* _STATED GOAL_:
Copy the data precisely, character for character, and leave out every picture.

..............................

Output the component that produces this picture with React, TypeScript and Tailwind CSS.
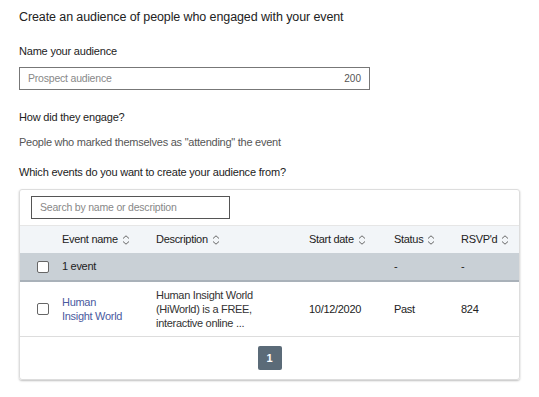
import React from "react";

const Sort = () => (
  <svg width="8" height="10" viewBox="0 0 8 10" className="ml-[4px] inline-block" fill="none" stroke="#666" strokeWidth="1">
    <path d="M1 3.5 L4 0.8 L7 3.5" />
    <path d="M1 6.5 L4 9.2 L7 6.5" />
  </svg>
);

const Box = () => <span className="block h-[12px] w-[12px] rounded-[2px] border border-[#666] bg-white" />;

const cols = "grid grid-cols-[42px_94px_153px_85px_67px_1fr]";

export default function App() {
  return (
    <div className="h-[397px] w-[539px] bg-white px-[19px] pt-[9px] text-[#222]" style={{ fontFamily: '"Liberation Sans", Arial, sans-serif' }}>
      <h1 className="text-[12.5px] leading-[16px] tracking-[-0.1px]">Create an audience of people who engaged with your event</h1>

      <p className="mt-[19px] text-[11px] leading-[15px] tracking-[-0.2px]">Name your audience</p>
      <div className="mt-[8px] flex h-[23px] w-[351px] items-center justify-between border border-[#777] px-[8px]">
        <span className="text-[10.5px] tracking-[-0.2px] text-[#888]">Prospect audience</span>
        <span className="text-[10px] text-[#555]">200</span>
      </div>

      <p className="mt-[20px] text-[11px] leading-[15px] tracking-[-0.2px]">How did they engage?</p>
      <p className="mt-[10px] text-[11px] leading-[14px] tracking-[-0.25px] text-[#555]">People who marked themselves as "attending" the event</p>

      <p className="mt-[16px] text-[11px] leading-[15px] tracking-[-0.2px]">Which events do you want to create your audience from?</p>

      <div className="mt-[9px] w-[501px] rounded-[3px] border border-[#ddd] shadow-[0_1px_2px_rgba(0,0,0,0.25)]">
        <div className="px-[11px] pb-[6px] pt-[6px]">
          <div className="flex h-[23px] w-[199px] items-center border border-[#555] px-[8px] text-[10.5px] tracking-[-0.2px] text-[#888]">
            Search by name or description
          </div>
        </div>

        <div className={`${cols} h-[28px] items-center border-t border-[#e6e6e6] bg-[#f2f5f8] text-[11px] tracking-[-0.3px]`}>
          <span />
          <span className="flex items-center">Event name <Sort /></span>
          <span className="flex items-center">Description <Sort /></span>
          <span className="flex items-center">Start date <Sort /></span>
          <span className="flex items-center">Status <Sort /></span>
          <span className="flex items-center">RSVP'd <Sort /></span>
        </div>

        <div className={`${cols} h-[29px] items-center border-b-2 border-[#a9b1b9] bg-[#c9d0d6] text-[11px] tracking-[-0.3px]`}>
          <span className="pl-[17px]"><Box /></span>
          <span>1 event</span>
          <span />
          <span />
          <span>-</span>
          <span>-</span>
        </div>

        <div className={`${cols} h-[55px] items-center border-b border-[#ddd] text-[11px] tracking-[-0.3px]`}>
          <span className="pl-[17px]"><Box /></span>
          <span className="leading-[14px] text-[#4a5aa0]">Human<br />Insight World</span>
          <span className="pr-[10px] leading-[14px] text-[#333]">Human Insight World (HiWorld) is a FREE, interactive online ...</span>
          <span>10/12/2020</span>
          <span>Past</span>
          <span>824</span>
        </div>

        <div className="flex h-[42px] items-center justify-center">
          <span className="flex h-[24px] w-[24px] items-center justify-center rounded-[2px] bg-[#5b6b78] text-[11px] font-bold text-white">1</span>
        </div>
      </div>
    </div>
  );
}
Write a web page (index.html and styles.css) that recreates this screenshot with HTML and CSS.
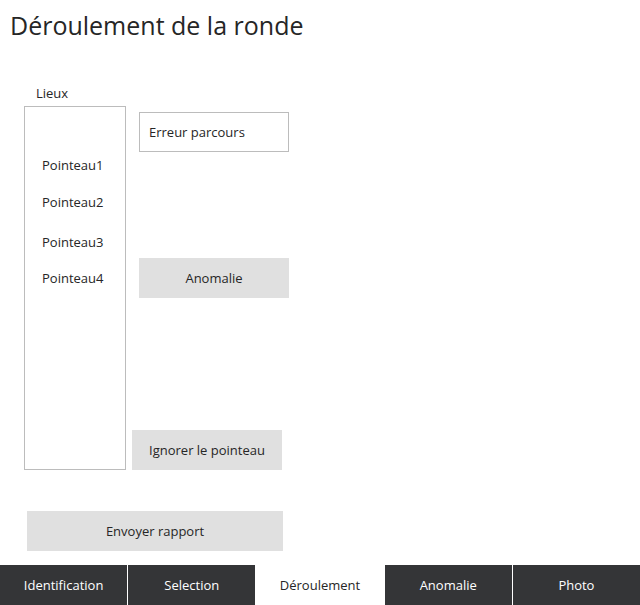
FILE: index.html
```html
<!DOCTYPE html>
<html lang="fr">
<head>
<meta charset="utf-8">
<title>Déroulement de la ronde</title>
<link rel="stylesheet" href="styles.css">
</head>
<body>
<div class="page">
  <h1 class="title">Déroulement de la ronde</h1>
  <div class="content">
    <div class="places">
      <div class="places-label">Lieux</div>
      <ul class="places-list">
        <li class="place">Pointeau1</li>
        <li class="place">Pointeau2</li>
        <li class="place">Pointeau3</li>
        <li class="place">Pointeau4</li>
      </ul>
    </div>
    <div class="actions">
      <div class="status-box">Erreur parcours</div>
      <button class="btn btn-anomaly">Anomalie</button>
      <button class="btn btn-ignore">Ignorer le pointeau</button>
    </div>
  </div>
  <button class="btn btn-send">Envoyer rapport</button>
  <nav class="tabs">
    <a class="tab">Identification</a>
    <a class="tab">Selection</a>
    <a class="tab tab-active">Déroulement</a>
    <a class="tab">Anomalie</a>
    <a class="tab">Photo</a>
  </nav>
</div>
</body>
</html>
```
FILE: styles.css
```css
html, body {
  margin: 0;
  padding: 0;
  background: #ffffff;
}
body {
  font-family: "Open Sans", "Noto Sans", "DejaVu Sans", sans-serif;
  color: #262626;
  font-size: 13px;
}
.page {
  display: flex;
  flex-direction: column;
  height: 605px;
}
.title {
  margin: 8px 0 0 10px;
  font-size: 25px;
  font-weight: 400;
  line-height: 34px;
  color: #262626;
}
.content {
  display: flex;
  margin-top: 42px;
}
.places {
  margin-left: 24px;
  display: flex;
  flex-direction: column;
}
.places-label {
  margin-left: 12px;
  margin-top: -1px;
  line-height: 20px;
  height: 20px;
}
.places-list {
  list-style: none;
  margin: 3px 0 0 0;
  padding: 48px 0 0 17px;
  width: 83px;
  height: 314px;
  border: 1px solid #bcbcbc;
}
.place {
  line-height: 20px;
  height: 20px;
}
.place:nth-child(2) { margin-top: 17px; }
.place:nth-child(3) { margin-top: 20px; }
.place:nth-child(4) { margin-top: 16px; }
.actions {
  display: flex;
  flex-direction: column;
  align-items: flex-start;
  margin-left: 13px;
  padding-top: 28px;
}
.status-box {
  box-sizing: border-box;
  width: 150px;
  height: 40px;
  border: 1px solid #bcbcbc;
  padding-left: 9px;
  line-height: 38px;
}
.btn {
  box-sizing: border-box;
  width: 150px;
  height: 40px;
  border: none;
  background: #e0e0e0;
  font-family: inherit;
  font-size: 13px;
  color: #262626;
  padding: 0;
}
.btn-anomaly {
  margin-top: 106px;
}
.btn-ignore {
  margin-top: 132px;
  margin-left: -7px;
}
.btn-send {
  width: 256px;
  margin: 41px 0 0 27px;
}
.tabs {
  margin-top: auto;
  display: flex;
  gap: 1px;
  height: 40px;
  background: #ffffff;
}
.tab {
  flex: 1;
  background: #343537;
  color: #ffffff;
  display: flex;
  align-items: center;
  justify-content: center;
}
.tab-active {
  background: #ffffff;
  color: #262626;
}
```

..............................

* _TASK SOLUTION_:
Output the component that produces this picture with React, TypeScript and Tailwind CSS.
import React from "react";

const Sort = () => (
  <svg width="8" height="10" viewBox="0 0 8 10" className="ml-[4px] inline-block" fill="none" stroke="#666" strokeWidth="1">
    <path d="M1 3.5 L4 0.8 L7 3.5" />
    <path d="M1 6.5 L4 9.2 L7 6.5" />
  </svg>
);

const Box = () => <span className="block h-[12px] w-[12px] rounded-[2px] border border-[#666] bg-white" />;

const cols = "grid grid-cols-[42px_94px_153px_85px_67px_1fr]";

export default function App() {
  return (
    <div className="h-[397px] w-[539px] bg-white px-[19px] pt-[9px] text-[#222]" style={{ fontFamily: '"Liberation Sans", Arial, sans-serif' }}>
      <h1 className="text-[12.5px] leading-[16px] tracking-[-0.1px]">Create an audience of people who engaged with your event</h1>

      <p className="mt-[19px] text-[11px] leading-[15px] tracking-[-0.2px]">Name your audience</p>
      <div className="mt-[8px] flex h-[23px] w-[351px] items-center justify-between border border-[#777] px-[8px]">
        <span className="text-[10.5px] tracking-[-0.2px] text-[#888]">Prospect audience</span>
        <span className="text-[10px] text-[#555]">200</span>
      </div>

      <p className="mt-[20px] text-[11px] leading-[15px] tracking-[-0.2px]">How did they engage?</p>
      <p className="mt-[10px] text-[11px] leading-[14px] tracking-[-0.25px] text-[#555]">People who marked themselves as "attending" the event</p>

      <p className="mt-[16px] text-[11px] leading-[15px] tracking-[-0.2px]">Which events do you want to create your audience from?</p>

      <div className="mt-[9px] w-[501px] rounded-[3px] border border-[#ddd] shadow-[0_1px_2px_rgba(0,0,0,0.25)]">
        <div className="px-[11px] pb-[6px] pt-[6px]">
          <div className="flex h-[23px] w-[199px] items-center border border-[#555] px-[8px] text-[10.5px] tracking-[-0.2px] text-[#888]">
            Search by name or description
          </div>
        </div>

        <div className={`${cols} h-[28px] items-center border-t border-[#e6e6e6] bg-[#f2f5f8] text-[11px] tracking-[-0.3px]`}>
          <span />
          <span className="flex items-center">Event name <Sort /></span>
          <span className="flex items-center">Description <Sort /></span>
          <span className="flex items-center">Start date <Sort /></span>
          <span className="flex items-center">Status <Sort /></span>
          <span className="flex items-center">RSVP'd <Sort /></span>
        </div>

        <div className={`${cols} h-[29px] items-center border-b-2 border-[#a9b1b9] bg-[#c9d0d6] text-[11px] tracking-[-0.3px]`}>
          <span className="pl-[17px]"><Box /></span>
          <span>1 event</span>
          <span />
          <span />
          <span>-</span>
          <span>-</span>
        </div>

        <div className={`${cols} h-[55px] items-center border-b border-[#ddd] text-[11px] tracking-[-0.3px]`}>
          <span className="pl-[17px]"><Box /></span>
          <span className="leading-[14px] text-[#4a5aa0]">Human<br />Insight World</span>
          <span className="pr-[10px] leading-[14px] text-[#333]">Human Insight World (HiWorld) is a FREE, interactive online ...</span>
          <span>10/12/2020</span>
          <span>Past</span>
          <span>824</span>
        </div>

        <div className="flex h-[42px] items-center justify-center">
          <span className="flex h-[24px] w-[24px] items-center justify-center rounded-[2px] bg-[#5b6b78] text-[11px] font-bold text-white">1</span>
        </div>
      </div>
    </div>
  );
}
Write a web page (index.html and styles.css) that recreates this screenshot with HTML and CSS.
FILE: index.html
```html
<!DOCTYPE html>
<html lang="fr">
<head>
<meta charset="utf-8">
<title>Déroulement de la ronde</title>
<link rel="stylesheet" href="styles.css">
</head>
<body>
<div class="page">
  <h1 class="title">Déroulement de la ronde</h1>
  <div class="content">
    <div class="places">
      <div class="places-label">Lieux</div>
      <ul class="places-list">
        <li class="place">Pointeau1</li>
        <li class="place">Pointeau2</li>
        <li class="place">Pointeau3</li>
        <li class="place">Pointeau4</li>
      </ul>
    </div>
    <div class="actions">
      <div class="status-box">Erreur parcours</div>
      <button class="btn btn-anomaly">Anomalie</button>
      <button class="btn btn-ignore">Ignorer le pointeau</button>
    </div>
  </div>
  <button class="btn btn-send">Envoyer rapport</button>
  <nav class="tabs">
    <a class="tab">Identification</a>
    <a class="tab">Selection</a>
    <a class="tab tab-active">Déroulement</a>
    <a class="tab">Anomalie</a>
    <a class="tab">Photo</a>
  </nav>
</div>
</body>
</html>
```
FILE: styles.css
```css
html, body {
  margin: 0;
  padding: 0;
  background: #ffffff;
}
body {
  font-family: "Open Sans", "Noto Sans", "DejaVu Sans", sans-serif;
  color: #262626;
  font-size: 13px;
}
.page {
  display: flex;
  flex-direction: column;
  height: 605px;
}
.title {
  margin: 8px 0 0 10px;
  font-size: 25px;
  font-weight: 400;
  line-height: 34px;
  color: #262626;
}
.content {
  display: flex;
  margin-top: 42px;
}
.places {
  margin-left: 24px;
  display: flex;
  flex-direction: column;
}
.places-label {
  margin-left: 12px;
  margin-top: -1px;
  line-height: 20px;
  height: 20px;
}
.places-list {
  list-style: none;
  margin: 3px 0 0 0;
  padding: 48px 0 0 17px;
  width: 83px;
  height: 314px;
  border: 1px solid #bcbcbc;
}
.place {
  line-height: 20px;
  height: 20px;
}
.place:nth-child(2) { margin-top: 17px; }
.place:nth-child(3) { margin-top: 20px; }
.place:nth-child(4) { margin-top: 16px; }
.actions {
  display: flex;
  flex-direction: column;
  align-items: flex-start;
  margin-left: 13px;
  padding-top: 28px;
}
.status-box {
  box-sizing: border-box;
  width: 150px;
  height: 40px;
  border: 1px solid #bcbcbc;
  padding-left: 9px;
  line-height: 38px;
}
.btn {
  box-sizing: border-box;
  width: 150px;
  height: 40px;
  border: none;
  background: #e0e0e0;
  font-family: inherit;
  font-size: 13px;
  color: #262626;
  padding: 0;
}
.btn-anomaly {
  margin-top: 106px;
}
.btn-ignore {
  margin-top: 132px;
  margin-left: -7px;
}
.btn-send {
  width: 256px;
  margin: 41px 0 0 27px;
}
.tabs {
  margin-top: auto;
  display: flex;
  gap: 1px;
  height: 40px;
  background: #ffffff;
}
.tab {
  flex: 1;
  background: #343537;
  color: #ffffff;
  display: flex;
  align-items: center;
  justify-content: center;
}
.tab-active {
  background: #ffffff;
  color: #262626;
}
```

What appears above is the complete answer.